Flying Paper Boy of the Guadalupes
Queen, New Mexico
Almost everyone we know is known somewhere else, if only as a link in a family tree, a groomsmen in someone else's wedding, or on a deadbeat Dad list. Especially someone with a big monument built to honor their memory, like Frank Kindel.
But Frank came before the cyber-age, when the people who lived and worked in remote parts of the rural southwest had no wireless, no mobile service, and were 100 miles of bad road from anywhere. To stay connected, they relied on gutsy fliers like Kindel to swoop in, dropping newspapers from the sky.

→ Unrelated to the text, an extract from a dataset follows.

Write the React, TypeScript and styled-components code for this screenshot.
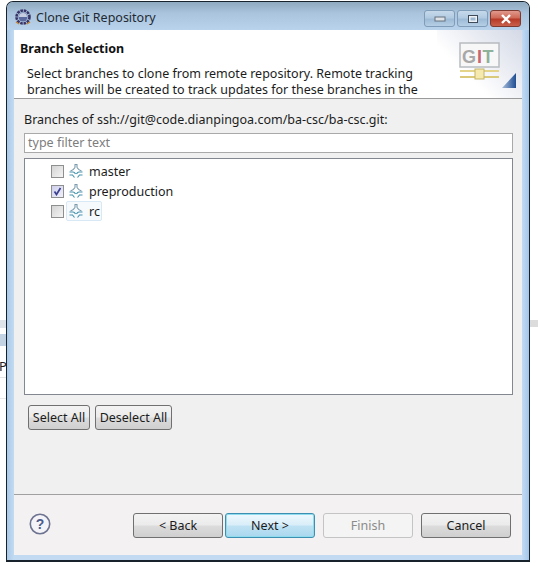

When Kindel crashed his plane in 1964, he was 71 years old, pushing the envelope of "boy." We found out about his monument years ago, but only because a crude map painted on the wall of a now-defunct attraction called Llama Land had a spot marked "Flying Paper Boy Of The Guadalupes," with no other explanation. The map placed the monument somewhere in the Lincoln National Forest, but, as we learned in our first futile attempt to find it, it really should have been more specific.
Our second attempt was made with the help of a vague recollection, which put the monument along Hwy. 137, "three or four miles off of 285. It's right by the road." Ten miles down the lonely road, we came across a natural gas drilling rig. The supervisor had no idea what we were talking about. Twenty miles further along, the road started wending up steep high-desert hills. At the top, another twenty miles or so, we hit the Lincoln National Forest from the backside, and not much farther after that, finally found Frank's monument.
It stands alone, a stone and smooth concrete obelisk, ten feet high, with a small airplane propeller affixed to the front. A dirt turnout lies between it and the road. Some crushed beer bottles in the scrub behind it remind us of the tributes left at another lonely memorial to a forgotten sky king, Carranza, The Lindbergh of Mexico.
On the monument's base, a weathered brass plate tells all we know about Kindel:
In Memoriam Frank A. Kindel
The Flying Paper Boy Of The Guadalupes
October 30, 1892 - May 31, 1964
Whatever propelled Frank A Kindel through life left an undiminishing wake.
Whether riding his unicycle in a parade, greeting and entertaining visitors to his community or dropping newspapers from his Piper Cruiser to ranchers and hunters in these Guadalupe Mountains he lived a life of service dedicated to his family, his community and his fellow man.
On his last day in life, he flew the Rev. Willis E. Plapp to this site to conduct sunrise services for members of the Pecos Valley Trail Ride.
The services were the last for Frank. He flew across the great divide into eternity when his plane crashed near this spot in the Lincoln National Forest.